<内容>
「第1章 攻撃命令/7月16日、米国は原爆実験に成功した。それが序曲だった。スターリンはワシレフスキーに言った。「前進し給え」と」
「第2章 8月9日/深夜午前1時、ソ連軍侵攻の火蓋は切られた。大本営陸軍部参謀次長川辺虎四郎中将は自らの手帖にこう認める。「予の判断は外れたり」」
「第3章 宿敵と条約と/満州は日本にとって、そしてソ連にとって、どのようなものであったか?宿敵の日ソは中立条約を結ぶが、両者の思惑には天と地の隔たりが…。」
「第4章 独裁者の野望/スターリンは昭和17年に対日参戦を決意していた!戦後処理を図る列強の権謀が渦巻く中、この男の密かな野望が徐々に浮かび上ってくる。」
「第5章 天皇放送まで/「五族協和」の理念は音をたてて崩れ去った。関東軍は戦う前から撃破を放棄し、上層部は妻子を連れ退避する汽車に乗り込む。こうして100万同胞の悲劇が始まった。」
「第6章 降伏と停戦協定/「天皇の軍隊」は国民を守らなかった。降伏の仕方さえ知らなかった!そして、国際法を無視したソ連軍によって、50万人がシベリアへ…。」
「第7章 一将功成りて/スターリンは日露戦争の復讐戦に大勝利した。その陰で、18万余の日本人が満州、シベリアの地で果てた。「正義の戦争」など、未来永劫、ありえようもない。」
「大本営陸軍部職員表/関東軍指揮系統略図/第一極東方面軍侵攻概要図/対ソ作戦計画参考図/ソ連軍侵攻概要図および関係地名図/主要参考文献/あとがき」
<感想>
文章の歯切れとテンポが良く、太平洋戦争の知識がなくてもすらすら読め、分かり易い。補注が充実しており、昭和の陸軍激動史や歴史小説を読むような面白さがある。

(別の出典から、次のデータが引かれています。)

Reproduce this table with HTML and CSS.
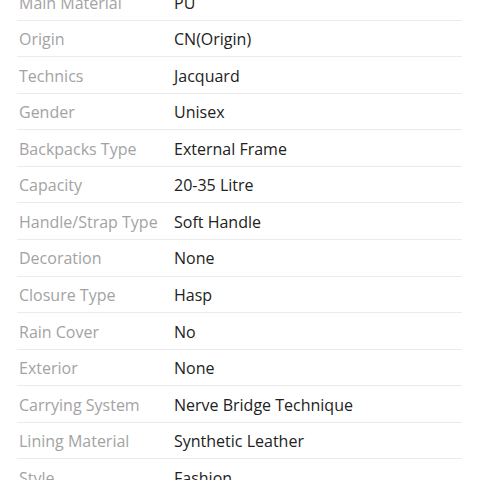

ロシア革命以降の日本とソ連の関係、日ソ中立条約侵犯(条約の不延長通告はあったが、まだあと1年間は有効。ソ連の対日宣戦布告は、国際法に違反する。日本はソ連に宣戦布告をしなかった。)、ポツダム宣言受諾前後の動き、米英両国で作成した領土不拡大の原則「大西洋憲章」、ヤルタ秘密協定と国際法上の大原則、北方領土問題とシベリア抑留、ソ連の残虐な行為と開拓団の悲劇等々、勉強になった。一読の価値がある本だと思う。